## start Information provided
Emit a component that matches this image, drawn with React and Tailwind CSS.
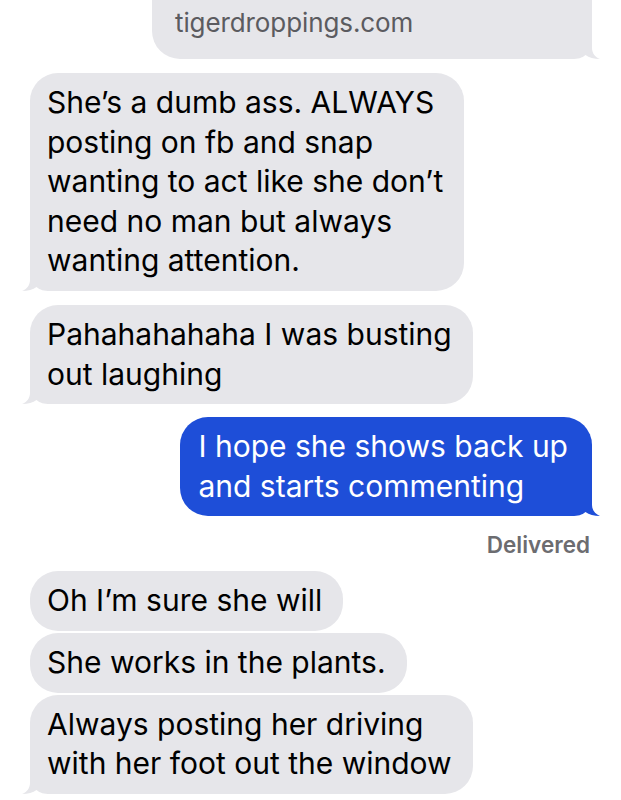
import React from "react";

function Tail({ side, color }) {
  const pos = side === "left" ? "left-[-8px]" : "right-[-8px] -scale-x-100";
  return (
    <svg
      className={`absolute bottom-0 ${pos}`}
      width="36"
      height="28"
      viewBox="0 0 36 28"
      aria-hidden="true"
    >
      <path
        d="M8 0 L8 17 C8 22 5 26 0 28 C6 28 11 26.5 14.5 24 C18 27 22 28 28 28 L36 28 L36 0 Z"
        fill={color}
      />
    </svg>
  );
}

function Received({ lines, tail }) {
  return (
    <div className="relative w-fit rounded-[28px] bg-[#e6e6ea] pl-[17px] pr-[21px] py-[10px] text-black">
      <div className="relative z-10 whitespace-nowrap">
        {lines.map((l, i) => (
          <div key={i}>{l}</div>
        ))}
      </div>
      {tail && <Tail side="left" color="#e6e6ea" />}
    </div>
  );
}

export default function App() {
  return (
    <div
      className="w-[621px] h-[800px] overflow-hidden bg-white text-[30px] leading-[39.6px]"
      style={{ fontFamily: "Inter, 'Liberation Sans', sans-serif" }}
    >
      {/* link preview bubble (cut off at top) */}
      <div className="flex justify-end pr-[29px]">
        <div className="relative w-[440px] h-[59px] rounded-b-[28px] bg-[#e6e6ea] pl-[23px]">
          <div className="relative z-10 text-[26px] leading-[34px] text-[#5b5b60] tracking-[-0.1px] pt-[6px]">
            tigerdroppings.com
          </div>
          <Tail side="right" color="#e6e6ea" />
        </div>
      </div>

      <div className="flex flex-col pl-[30px] pt-[14px] gap-[14px]">
        <Received
          tail
          lines={[
            "She’s a dumb ass. ALWAYS",
            "posting on fb and snap",
            "wanting to act like she don’t",
            "need no man but always",
            "wanting attention.",
          ]}
        />
        <Received tail lines={["Pahahahahaha I was busting", "out laughing"]} />
      </div>

      <div className="flex justify-end pr-[29px] pt-[13px]">
        <div className="relative w-fit rounded-[28px] bg-[#1e4ed8] pl-[18px] pr-[24px] py-[10px] text-white">
          <div className="relative z-10 whitespace-nowrap">
            <div>I hope she shows back up</div>
            <div>and starts commenting</div>
          </div>
          <Tail side="right" color="#1e4ed8" />
        </div>
      </div>

      <div className="flex justify-end pr-[31px] pt-[15px] text-[22.5px] leading-[28px] font-semibold text-[#6c6c70]">
        Delivered
      </div>

      <div className="flex flex-col pl-[30px] pt-[12px] gap-[2px]">
        <Received lines={["Oh I’m sure she will"]} />
        <Received lines={["She works in the plants."]} />
        <Received
          tail
          lines={["Always posting her driving", "with her foot out the window"]}
        />
      </div>
    </div>
  );
}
## end Information provided
• **To be done**:
From the listing, tally every line with the word "React" in it and give only the tally.

• **Written response**:
2